Pereira stands by MNF officiating

Posted by ESPN.com's Mike Sando

Sirius radio has provided a transcript (via Kent Somers) of their interview with officiating directory Mike Pereira. Peter King was asking the questions. Pereira generally stands by referee Peter Corrente and crew, as the transcript indicates:

King: "Seventeen flags in the last 20 minutes of this game. As you look at the officiating in this game, were you satisfied? How did you view the officiating in this game?"

Pereira: "Yeah, I actually was. When I really kind of went through the game, of all the penalties - there were 25 - there's two that I don't think should have been called period and there's a couple more that I think were iffy. There are a couple more that I think it is reasonable to suggest that we probably should've [called] including the cartwheel that was done in the endzone after the interception, which did include an offside penalty.

"To me it was a normal game, but it's not normal when you have that many penalties. I don't like them. Seems to me when you look at a game, do we want a game with 25 penalties and 12 false starts or off-sides or delay-of-games or do we want something that flows with nine or ten and seems to just have a smooth continuity to it? I think most people, myself included, would like to see less penalties, those types of games."

King: "At the end of this game there was a lot of confusion and it came out yesterday in San Francisco that they felt that the officials should have been more clear in spotting the ball at the end of the game. Can you explain from your perspective what happened at the end of that game and was this anything that was on the shoulders of the officials or did the 49ers just mismanage the clock? Obviously, you can't say that but was there anything the officials did incorrectly at the end of that game?"

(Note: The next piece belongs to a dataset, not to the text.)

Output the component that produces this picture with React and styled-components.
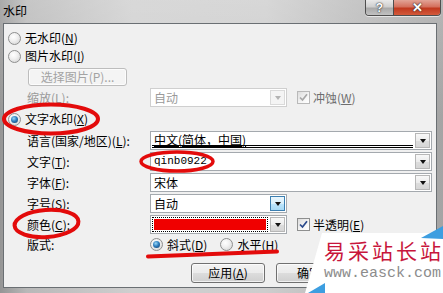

Pereira: "You know, all I really care is that we followed normal procedures and that's what we did. We tried to anticipate, before even the decision was made, to make sure that the 49ers understood that no matter what decision was made, unless we ruled a touchdown, that the clock was going to start on the ready, that it was going to start on Tony Corrente's signal.

"We wanted to make sure they did not get caught in a situation where they would be in the huddle and we were starting the clock. So that we did. Now, Tony's announcement is the normal procedure. When he came out and made the announcement that the ball was going to be spotted at the two-and-a-half yard line, which is where it was when [Frank] Gore first went down, then we had to get to our positions because the ball was going to be put down and the snap's going to some. It's the normal procedure. It's the same thing that we have always done and it was no different in San Francisco than it would have been anywhere else."

Note: Accompanying column here.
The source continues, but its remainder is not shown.